Das Interieur ist zweifellos der Bereich, der aufgrund der Anordnung der Bedienelemente die markantesten Ähnlichkeiten mit demjenigen des BMW Z4 aufweist.

Wehe wenn…
Aber das Bild ändert sich, sobald man auf dem Antriebstunnel den Sport-Modus wählt: Toyota bietet dem Fahrer ansonsten keine weiteren Fahr­programme. Im Sport-Modus schiesst der härter abgestimmte Toyota wie verwandelt aus den Start­löchern, der Motor dreht stimmungsvoll hoch, be­vor der nächste Gang mit (zu leisen) Donnerschlä­gen eingelegt wird. Dies erfolgt durch ein bis in den Innenraum spürbares Ruckeln. Allenfalls kann man ihm ein etwas zögerndes Reaktionsvermögen beim erneuten Beschleunigen vorwerfen, was aber anhand der Schaltpaddel am Lenkrad rasch unter­bunden wird. Bei nochmals erhöhter Schlagzahl glänzt der Japaner durch seine spielerische Freu­de: Schnelle Kurven werden spurtreu durcheilt, Spitzkehren einfach gemeistert, und die Agilität bestätigt sich immer aufs Neue.So vertraute uns Toyota sein Sportmodell auf der hügeligen Rennstrecke von Jarama (E) an. Sie bietet zahlreiche technisch anspruchsvolle Passa­gen mit Hineinbremsen in die Kurve, schräge Kur­ven und vieles mehr. So kann man sich an den Grenzbereich herantasten, wobei das Coupé seine Reaktionen immer ankündigt.

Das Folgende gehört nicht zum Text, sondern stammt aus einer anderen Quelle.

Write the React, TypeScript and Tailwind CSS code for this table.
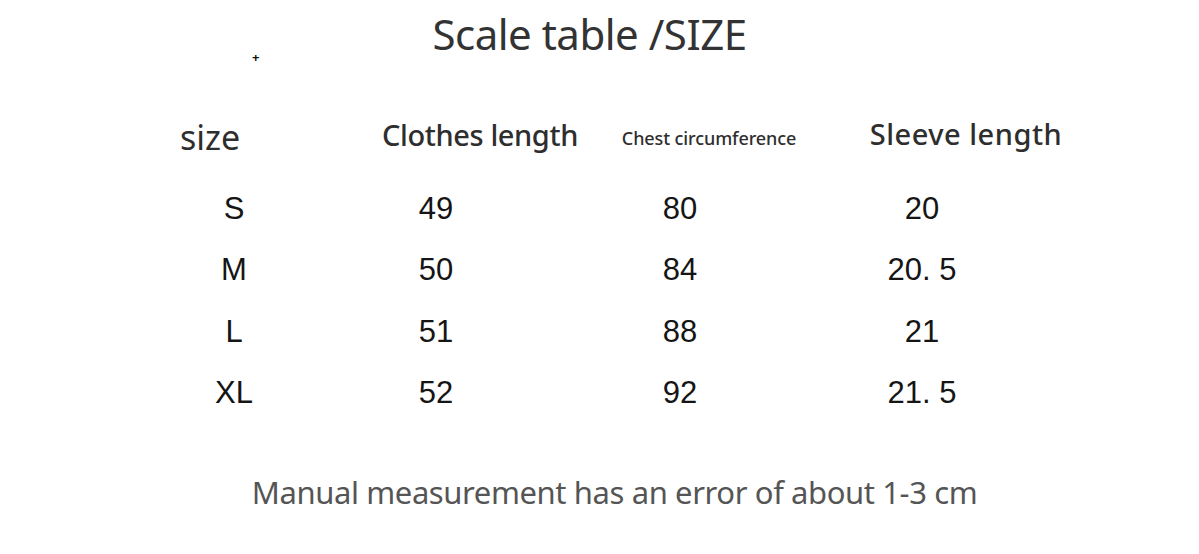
import React from 'react';

const ROWS = [
  ['S', '49', '80', '20'],
  ['M', '50', '84', '20. 5'],
  ['L', '51', '88', '21'],
  ['XL', '52', '92', '21. 5'],
];

const sans = "font-['Noto_Sans',sans-serif]";
const arial = "font-['Liberation_Sans',Arial,sans-serif]";

export default function App() {
  return (
    <div className="relative w-full h-[554px] bg-white overflow-hidden">
      <span className="absolute left-[252px] top-[51px] text-[13px] font-bold leading-none text-[#111]">+</span>

      <div className="flex flex-col">
        <h1 className={`${sans} text-[42px] leading-none tracking-[-0.5px] text-[#333] pt-[13px] flex justify-center`}>
          <span className="ml-[-20px]">Scale table /SIZE</span>
        </h1>

        {/* header row */}
        <div className={`${sans} flex items-end ml-[110px] mt-[61px] h-[36px] text-[#2e2e2e] font-medium whitespace-nowrap`}>
          <div className="w-[200px] flex justify-center text-[34px] leading-none font-normal translate-y-[2px]">size</div>
          <div className="w-[340px] flex justify-center text-[29px] leading-none tracking-[-0.4px] -translate-y-[3px]">Clothes length</div>
          <div className="w-[118px] flex justify-center text-[18px] leading-none tracking-[-0.1px] -translate-y-[5px]">Chest circumference</div>
          <div className="w-[396px] flex justify-center text-[29px] leading-none tracking-[0.5px] -translate-y-[4px]">Sleeve length</div>
        </div>

        {/* data rows */}
        <div className={`${arial} grid grid-cols-[200px_204px_284px_200px] ml-[134px] mt-[26px] text-[31px] text-[#151515]`}>
          {ROWS.map((r) => (
            <React.Fragment key={r[0]}>
              {r.map((v, i) => (
                <div key={i} className="h-[61.3px] flex items-center justify-center leading-none">
                  {v}
                </div>
              ))}
            </React.Fragment>
          ))}
        </div>

        <p className={`${sans} text-center text-[31px] leading-none tracking-[-0.4px] text-[#555] mt-[54px] ml-[30px]`}>
          Manual measurement has an error of about 1-3 cm
        </p>
      </div>
    </div>
  );
}
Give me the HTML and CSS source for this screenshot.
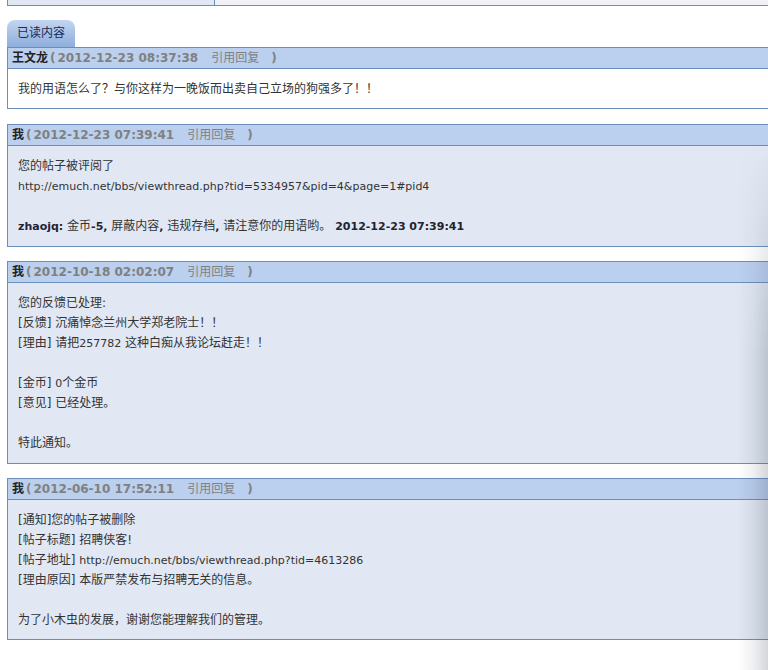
FILE: index.html
```html
<!DOCTYPE html>
<html>
<head>
<meta charset="utf-8">
<link rel="stylesheet" href="styles.css">
</head>
<body>
<div class="page">
  <div class="toptable">
    <div class="tcell left"></div>
    <div class="tcell right"></div>
  </div>
  <div class="tabs"><span class="tab">已读内容</span></div>

  <div class="msg first">
    <div class="mhead"><span class="who">王文龙</span><span class="meta">(<span class="date">2012-12-23 08:37:38</span><span class="quote">引用回复</span>)</span></div>
    <div class="mbody white">
      <div class="ln">我的用语怎么了？与你这样为一晚饭而出卖自己立场的狗强多了！！</div>
    </div>
  </div>

  <div class="msg">
    <div class="mhead"><span class="who">我</span><span class="meta">(<span class="date">2012-12-23 07:39:41</span><span class="quote">引用回复</span>)</span></div>
    <div class="mbody tall">
      <div class="ln">您的帖子被评阅了</div>
      <div class="ln"><span class="en">http://emuch.net/bbs/viewthread.php?tid=5334957&amp;pid=4&amp;page=1#pid4</span></div>
      <div class="ln"></div>
      <div class="ln"><b class="en">zhaojq:</b> 金币<b class="en">-5,</b> 屏蔽内容<b class="en">,</b> 违规存档<b class="en">,</b> 请注意你的用语哟。 <b class="en">2012-12-23 07:39:41</b></div>
    </div>
  </div>

  <div class="msg">
    <div class="mhead"><span class="who">我</span><span class="meta">(<span class="date">2012-10-18 02:02:07</span><span class="quote">引用回复</span>)</span></div>
    <div class="mbody tall">
      <div class="ln">您的反馈已处理:</div>
      <div class="ln">[反馈] 沉痛悼念兰州大学郑老院士！！</div>
      <div class="ln">[理由] 请把<span class="en">257782</span> 这种白痴从我论坛赶走！！</div>
      <div class="ln"></div>
      <div class="ln">[金币] <span class="en">0</span>个金币</div>
      <div class="ln">[意见] 已经处理。</div>
      <div class="ln"></div>
      <div class="ln">特此通知。</div>
    </div>
  </div>

  <div class="msg">
    <div class="mhead"><span class="who">我</span><span class="meta">(<span class="date">2012-06-10 17:52:11</span><span class="quote">引用回复</span>)</span></div>
    <div class="mbody">
      <div class="ln">[通知]您的帖子被删除</div>
      <div class="ln">[帖子标题] 招聘侠客!</div>
      <div class="ln">[帖子地址] <span class="en">http://emuch.net/bbs/viewthread.php?tid=4613286</span></div>
      <div class="ln">[理由原因] 本版严禁发布与招聘无关的信息。</div>
      <div class="ln"></div>
      <div class="ln">为了小木虫的发展，谢谢您能理解我们的管理。</div>
    </div>
  </div>
</div>
<div class="shadow"></div>
</body>
</html>
```
FILE: styles.css
```css
html, body {
  margin: 0;
  padding: 0;
  background: #ffffff;
  overflow: hidden;
}
body {
  font-family: "DejaVu Sans", "Noto Sans CJK SC", sans-serif;
  font-size: 12px;
  color: #333333;
  width: 768px;
  height: 670px;
  position: relative;
}
.page {
  padding-left: 7px;
}
.toptable {
  display: flex;
  height: 5px;
  border-left: 1px solid #6b8fbc;
  border-bottom: 1px solid #6b8fbc;
}
.tcell.left {
  width: 206px;
  background: #e2e8f3;
  border-right: 1px solid #6b8fbc;
}
.tcell.right {
  flex: 1;
  background: #f1f1f6;
}
.tabs {
  margin-top: 14px;
  height: 27px;
  display: flex;
  align-items: flex-end;
}
.tab {
  display: block;
  width: 68px;
  height: 27px;
  box-sizing: border-box;
  padding-left: 10px;
  line-height: 27px;
  border-radius: 8px 8px 0 0;
  background: linear-gradient(#c3d5f1, #8eaedb);
  color: #1a2a52;
  font-size: 12px;
}
.msg {
  border: 1px solid #6b8fbc;
  border-right: none;
  margin-bottom: 14px;
}
.msg.first {
  margin-bottom: 15px;
}
.mhead {
  height: 20px;
  line-height: 20px;
  background: #bbcfef;
  border-bottom: 1px solid #6b8fbc;
  padding-left: 4px;
  font-size: 12px;
  font-weight: bold;
  white-space: nowrap;
}
.who {
  color: #222222;
}
.meta {
  color: #808080;
  margin-left: 2px;
}
.date {
  margin-left: 2px;
}
.quote {
  font-weight: normal;
  margin: 0 12px 0 13px;
}
.mbody {
  background: #e1e8f3;
  padding: 10px 10px 9px;
  white-space: nowrap;
}
.mbody.tall {
  padding-bottom: 10px;
}
.mbody.white {
  background: #ffffff;
}
.ln {
  height: 20px;
  line-height: 20px;
  font-size: 12px;
  color: #333333;
}
.en {
  font-size: 11px;
}
.ln b {
  color: #222233;
}
.shadow {
  position: absolute;
  right: 0;
  top: 140px;
  width: 30px;
  height: 530px;
  pointer-events: none;
  background: linear-gradient(to right, rgba(60,70,90,0), rgba(60,70,90,0.08) 50%, rgba(60,70,90,0.22));
  -webkit-mask-image: linear-gradient(to bottom, transparent, #000 40%);
  mask-image: linear-gradient(to bottom, transparent, #000 40%);
}
```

Traktion und Handling des Supra bleiben dank hinteren Sperr­differenzials und der ausgezeichneten (serienmässigen) Michelin-Pilot-Supersport-Reifen stets spie­lend leicht zu beherrschen, auch bei ausgeschalte­tem ESP. Es kommt nie zu unberechenbaren Re­aktionen, sodass auch ein unerfahrener Pilot sein Sportgerät sicher beherrschen kann. Auf der Renn­strecke wäre eine etwas direkter ansprechende Lenkung mit mehr Rückmeldung sowie eine stär­kere Verzögerung wünschenswert. Aber klar: Toyota feiert eine gelungene Rückkehr mit einem Supra, der eine der grossen Überraschungen des Jahres ist!